**WORK TO DO**
Filter the entries that follow, copying every line in which the word "screenshot" appears.

Front-end source files

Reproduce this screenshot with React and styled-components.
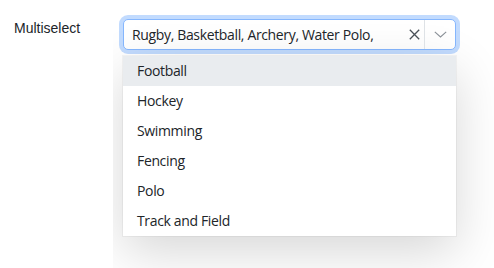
import styled, { createGlobalStyle } from "styled-components";

const options = ["Football", "Hockey", "Swimming", "Fencing", "Polo", "Track and Field"];

const GlobalStyle = createGlobalStyle`
    body {
        margin: 0;
        background: #fff;
        font-family: "Open Sans", "Noto Sans", sans-serif;
        color: #212529;
    }
`;

const App = () => {
    return (
        <>
            <GlobalStyle />
            <Row>
                <Label>Multiselect</Label>
                <FieldArea>
                    <Field>
                        <Control>
                            <Value>Rugby, Basketball, Archery, Water Polo,</Value>
                            <ClearButton aria-label="clear">
                                <svg width="11" height="11" viewBox="0 0 11 11">
                                    <path d="M0.8 0.8L10.2 10.2M10.2 0.8L0.8 10.2" stroke="#495057" strokeWidth="1.3" fill="none" />
                                </svg>
                            </ClearButton>
                            <Divider />
                            <Toggle aria-label="open">
                                <svg width="13" height="7" viewBox="0 0 13 7">
                                    <path d="M0.8 0.8L6.5 6L12.2 0.8" stroke="#8a9097" strokeWidth="1.1" fill="none" />
                                </svg>
                            </Toggle>
                        </Control>
                        <Menu>
                            {options.map((opt, i) => (
                                <Option key={opt} $active={i === 0}>
                                    {opt}
                                </Option>
                            ))}
                        </Menu>
                    </Field>
                </FieldArea>
            </Row>
        </>
    );
};

export default App;

const Row = styled.div`
    display: flex;
    height: 268px;
    padding-left: 14px;
`;

const Label = styled.div`
    width: 99px;
    padding-top: 20px;
    font-family: "Liberation Sans", Arial, sans-serif;
    font-size: 14px;
    color: #212529;
`;

const FieldArea = styled.div`
    flex: 1;
    overflow: hidden;
    padding: 19px 0 0 10px;
`;

const Field = styled.div`
    width: 333px;
`;

const Control = styled.div`
    display: flex;
    align-items: center;
    height: 31px;
    border: 1px solid #86b7fe;
    border-radius: 5px;
    box-shadow: 0 0 0 4px rgba(13, 110, 253, 0.25);
    background: #fff;
    box-sizing: border-box;
`;

const Value = styled.div`
    flex: 1;
    padding-left: 8px;
    font-size: 14px;
    letter-spacing: -0.35px;
    white-space: nowrap;
    overflow: hidden;
`;

const ClearButton = styled.button`
    display: flex;
    align-items: center;
    justify-content: center;
    width: 20px;
    height: 100%;
    padding: 0;
    border: none;
    background: none;
`;

const Divider = styled.span`
    align-self: stretch;
    width: 1px;
    background: #dee2e6;
`;

const Toggle = styled.button`
    display: flex;
    align-items: center;
    justify-content: center;
    width: 30px;
    height: 100%;
    padding: 0;
    border: none;
    background: none;
`;

const Menu = styled.div`
    margin-top: 6px;
    background: #fff;
    box-shadow: 0 0 0 1px rgba(0, 0, 0, 0.04), 0 16px 48px rgba(0, 0, 0, 0.16);
`;

const Option = styled.div`
    height: 30px;
    line-height: 30px;
    padding-left: 14px;
    font-size: 14px;
    letter-spacing: -0.35px;
    background: ${(p) => (p.$active ? "#e9ecef" : "#fff")};
`;
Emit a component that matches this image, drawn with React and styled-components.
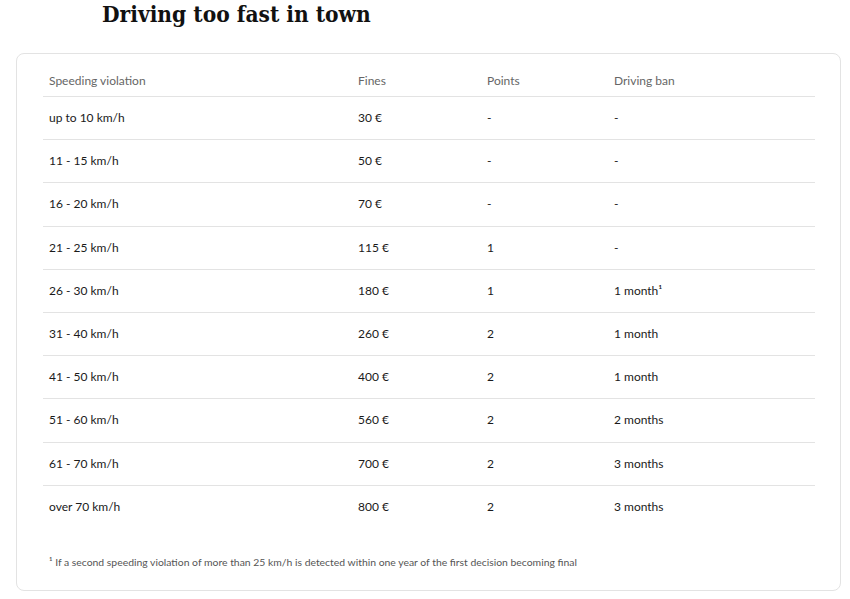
import React from 'react'
import styled, { createGlobalStyle } from 'styled-components'

const GlobalStyle = createGlobalStyle`
  body {
    margin: 0;
    background: #fff;
    font-family: Lato, "Noto Sans", sans-serif;
  }
`

const rows = [
  ['up to 10 km/h', '30 €', '-', '-'],
  ['11 - 15 km/h', '50 €', '-', '-'],
  ['16 - 20 km/h', '70 €', '-', '-'],
  ['21 - 25 km/h', '115 €', '1', '-'],
  ['26 - 30 km/h', '180 €', '1', '1 month¹'],
  ['31 - 40 km/h', '260 €', '2', '1 month'],
  ['41 - 50 km/h', '400 €', '2', '1 month'],
  ['51 - 60 km/h', '560 €', '2', '2 months'],
  ['61 - 70 km/h', '700 €', '2', '3 months'],
  ['over 70 km/h', '800 €', '2', '3 months'],
]

export default function App() {
  return (
    <Page>
      <GlobalStyle />
      <Title>Driving too fast in town</Title>
      <Card>
        <Table>
          <colgroup>
            <col style={{ width: 309 }} />
            <col style={{ width: 129 }} />
            <col style={{ width: 127 }} />
            <col />
          </colgroup>
          <thead>
            <tr>
              <Th>Speeding violation</Th>
              <Th>Fines</Th>
              <Th>Points</Th>
              <Th>Driving ban</Th>
            </tr>
          </thead>
          <tbody>
            {rows.map((r) => (
              <Row key={r[0]}>
                {r.map((c, i) => (
                  <Td key={i}>{c}</Td>
                ))}
              </Row>
            ))}
          </tbody>
        </Table>
        <Footnote>¹ If a second speeding violation of more than 25 km/h is detected within one year of the first decision becoming final</Footnote>
      </Card>
    </Page>
  )
}

const Page = styled.div`
  padding: 0 9px 9px 16px;
`

const Title = styled.h1`
  margin: 0 0 25px 86px;
  font-family: "DejaVu Serif Condensed", "DejaVu Serif", serif;
  font-weight: bold;
  font-size: 22.5px;
  line-height: 27px;
  padding-top: 1px;
  color: #111;
`

const Card = styled.div`
  border: 1px solid #e3e3e3;
  border-radius: 8px;
  padding: 0 25px 21px 26px;
`

const Table = styled.table`
  width: 100%;
  border-collapse: collapse;
  table-layout: fixed;
`

const Th = styled.th`
  text-align: left;
  font-weight: normal;
  font-size: 12px;
  line-height: 16px;
  color: #666;
  padding: 19px 6px 7px;
  border-bottom: 1px solid #e3e3e3;
`

const Row = styled.tr`
  border-bottom: 1px solid #e3e3e3;
  &:last-child {
    border-bottom: none;
  }
`

const Td = styled.td`
  font-size: 12px;
  line-height: 16px;
  color: #1a1a1a;
  padding: 13.1px 6px;
`

const Footnote = styled.p`
  margin: 27px 0 0 6px;
  font-size: 10.4px;
  line-height: 14px;
  color: #555;
`
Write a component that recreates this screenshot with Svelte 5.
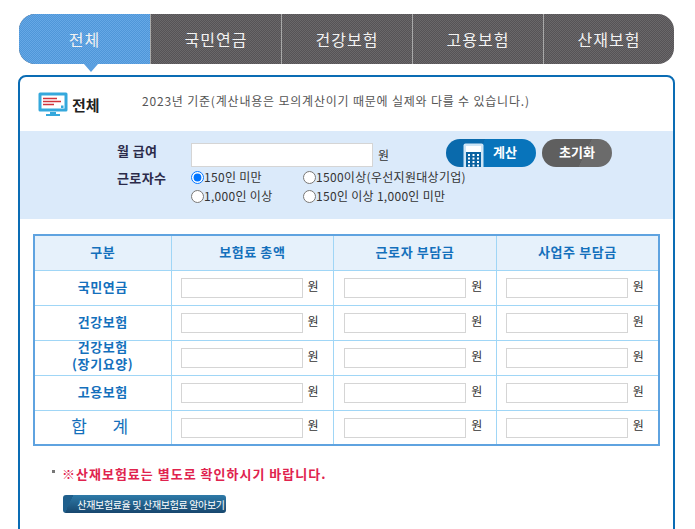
<script>
	const tabs = ['전체', '국민연금', '건강보험', '고용보험', '산재보험'];
	const heads = ['구분', '보험료 총액', '근로자 부담금', '사업주 부담금'];
	const rows = [['국민연금'], ['건강보험'], ['건강보험', '(장기요양)'], ['고용보험'], ['합  계']];
	const sizes = ['150인 미만', '1500이상(우선지원대상기업)', '1,000인 이상', '150인 이상 1,000인 미만'];
	let size = '150인 미만';
</script>

<div class="page">
	<ul class="tabs">
		{#each tabs as tab, i}
			<li class:on={i === 0}>{tab}</li>
		{/each}
	</ul>

	<div class="panel">
		<div class="title">
			<svg class="monitor" width="30" height="25" viewBox="0 0 30 25">
				<rect x="0.5" y="0.5" width="29" height="19" rx="1.5" fill="#35a8dc" />
				<rect x="3.5" y="3.5" width="23" height="13" fill="#fff" />
				<path d="M5 6.5h14M5 9.5h18M5 12.5h11" stroke="#d0343c" stroke-width="1.4" />
				<rect x="23" y="13.5" width="2.5" height="2.5" fill="#35a8dc" />
				<path d="M12 20h6v2h-6zM8 22h14v2H8z" fill="#35a8dc" />
			</svg>
			<strong>전체</strong>
			<p>2023년 기준(계산내용은 모의계산이기 때문에 실제와 다를 수 있습니다.)</p>
		</div>

		<div class="band">
			<div class="pay">
				<span class="label">월 급여</span>
				<input class="amount" type="text" />
				<span class="won">원</span>
				<button class="calc">
					<svg width="21" height="24" viewBox="0 0 21 24">
						<rect x="0.5" y="0.5" width="20" height="26" rx="2" fill="#cfe6f6" />
						<rect x="3" y="3" width="15" height="6" fill="#fff" />
						<rect x="3" y="9" width="15" height="15" fill="#0a62a0" />
						<path d="M5 12h2M9.5 12h2M14 12h2M5 15.5h2M9.5 15.5h2M14 15.5h2M5 19h2M9.5 19h2M14 19h2M5 22.5h2M9.5 22.5h2M14 22.5h2" stroke="#fff" stroke-width="2" />
					</svg>
					<span>계산</span>
				</button>
				<button class="reset">초기화</button>
			</div>
			<div class="workers">
				<span class="label">근로자수</span>
				<div class="radios">
					{#each sizes as s}
						<label><input type="radio" name="size" value={s} bind:group={size} />{s}</label>
					{/each}
				</div>
			</div>
		</div>

		<table>
			<thead>
				<tr>
					{#each heads as h}
						<th>{h}</th>
					{/each}
				</tr>
			</thead>
			<tbody>
				{#each rows as row, r}
					<tr>
						<th class:total={r === 4}>
							{#each row as line}
								<div>{line}</div>
							{/each}
						</th>
						{#each [0, 1, 2] as c}
							<td><input type="text" /><span>원</span></td>
						{/each}
					</tr>
				{/each}
			</tbody>
		</table>

		<p class="note">※산재보험료는 별도로 확인하시기 바랍니다.</p>
		<button class="more">산재보험료율 및 산재보험료 알아보기</button>
	</div>
</div>

<style>
	:global(body) {
		margin: 0;
		background: #fff;
		overflow: hidden;
	}
	.page {
		height: 529px;
		overflow: hidden;
		padding: 14px 20px 0 18px;
		box-sizing: border-box;
		font-family: 'Noto Sans CJK KR', 'Noto Sans', sans-serif;
		color: #333;
	}
	.tabs {
		display: flex;
		margin: 0 1px 11px 1px;
		padding: 0;
		list-style: none;
		height: 50px;
		background-color: #5f5c5f;
		background-image: conic-gradient(#6a686a 25%, #565356 0 50%, #6a686a 0 75%, #565356 0);
		background-size: 2px 2px;
		border-radius: 16px;
	}
	.tabs li {
		position: relative;
		flex: 1;
		display: flex;
		align-items: center;
		justify-content: center;
		color: #f2f2f2;
		font-size: 16px;
		letter-spacing: 1px;
		border-left: 1px solid #a8a8a8;
	}
	.tabs li.on {
		flex: none;
		width: 131px;
		border-left: 0;
		background-color: #5a9fe0;
		background-image: conic-gradient(#66a8e6 25%, #4f96d8 0 50%, #66a8e6 0 75%, #4f96d8 0);
		background-size: 2px 2px;
		border-radius: 16px 0 0 16px;
	}
	.tabs li.on::after {
		content: '';
		position: absolute;
		left: 65px;
		top: 50px;
		border-top: 8px solid #5a9fe0;
		border-left: 7px solid transparent;
		border-right: 7px solid transparent;
	}
	.panel {
		height: 500px;
		border: 2px solid #0a6cb4;
		border-radius: 8px;
		background: #fff;
	}
	.title {
		display: flex;
		align-items: center;
		height: 54px;
		padding-left: 18px;
	}
	.monitor {
		margin-right: 4px;
	}
	.title strong {
		width: 70px;
		font-size: 15px;
		color: #222;
	}
	.title p {
		margin: 0 0 8px;
		font-size: 12px;
		letter-spacing: 0.8px;
		color: #555;
	}
	.band {
		height: 88px;
		box-sizing: border-box;
		padding: 8px 0 0 97px;
		background: #dbeafa;
		font-size: 12px;
		color: #333;
	}
	.label {
		width: 74px;
		flex: none;
		font-weight: 700;
		font-size: 13px;
		letter-spacing: 0.4px;
		color: #2b2b4a;
	}
	.pay {
		display: flex;
		align-items: center;
		height: 28px;
	}
	.pay .label {
		margin-bottom: 5px;
	}
	.amount {
		width: 182px;
		height: 24px;
		margin: 4px 0 0;
		box-sizing: border-box;
		border: 1px solid #d5d5d5;
		background: #fff;
	}
	.won {
		margin: 2px 0 0 5px;
		width: 68px;
		color: #333;
	}
	.pay button {
		border: 0;
		padding: 0;
		height: 28px;
		border-radius: 14px;
		font-family: inherit;
		font-size: 13px;
		font-weight: 700;
		color: #fff;
		overflow: hidden;
	}
	.calc {
		display: flex;
		width: 90px;
		background: linear-gradient(115deg, #0a6aac 0 38%, #0874bb 38%);
	}
	.calc svg {
		margin: 4px 0 0 17px;
		flex: none;
	}
	.calc span {
		margin: 3px 0 0 9px;
	}
	.pay .reset {
		width: 70px;
		margin-left: 6px;
		padding-bottom: 4px;
		background: linear-gradient(115deg, #5f5f5f 0 60%, #6b6b6b 60%);
	}
	.workers {
		display: flex;
	}
	.workers .label {
		line-height: 22px;
	}
	.radios {
		display: grid;
		grid-template-columns: 112px auto;
		grid-auto-rows: 19px;
		line-height: 19px;
		letter-spacing: 0.3px;
	}
	.radios label {
		display: flex;
		align-items: center;
	}
	.radios input {
		width: 13px;
		height: 13px;
		margin: 1px 0 0 0;
	}
	table {
		width: 627px;
		margin: 15px 0 0 13px;
		border-collapse: collapse;
		table-layout: fixed;
		border: 2px solid #5fa3e0;
		font-size: 12px;
	}
	th,
	td {
		height: 35px;
		padding: 0;
		border: 1px solid #a0d6f6;
		box-sizing: border-box;
	}
	th {
		padding-bottom: 3px;
		color: #1470bc;
		font-size: 13px;
		line-height: 17px;
		letter-spacing: 0.6px;
	}
	/* two-line label has to stay inside a 35px row */
	th div:first-child:not(:only-child) {
		margin-top: -4px;
	}
	th div:last-child:not(:only-child) {
		margin-bottom: -2px;
	}
	thead th {
		background: #e6f1fb;
	}
	thead th:first-child {
		width: 137px;
	}
	th.total {
		font-size: 17px;
		font-weight: 400;
		white-space: pre;
		letter-spacing: 6px;
	}
	td {
		padding-left: 9px;
		color: #333;
		white-space: nowrap;
	}
	td:nth-child(3) {
		padding-left: 10px;
	}
	td input {
		width: 122px;
		height: 20px;
		box-sizing: border-box;
		border: 1px solid #d5d5d5;
		background: #fff;
		vertical-align: middle;
	}
	td span {
		margin-left: 5px;
		vertical-align: 1px;
	}
	.note {
		position: relative;
		margin: 19px 0 0 42px;
		font-size: 13px;
		font-weight: 700;
		letter-spacing: 1px;
		color: #e0234e;
		line-height: 18px;
	}
	.note::before {
		content: '';
		position: absolute;
		left: -10px;
		top: 5px;
		width: 3px;
		height: 3px;
		background: #777;
	}
	.more {
		display: block;
		width: 163px;
		height: 18px;
		margin: 12px 0 0 43px;
		padding: 0 0 0 13px;
		border: 0;
		border-radius: 3px;
		background: linear-gradient(115deg, #1f5f8c 0 6%, transparent 6%), linear-gradient(#2e7aa8, #17476e);
		color: #fff;
		font-family: inherit;
		font-size: 10px;
		letter-spacing: -0.35px;
		white-space: nowrap;
	}
</style>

**CORRECT RESULT**
Reproduce this screenshot with React and styled-components.
Write a component that recreates this screenshot with Svelte 5.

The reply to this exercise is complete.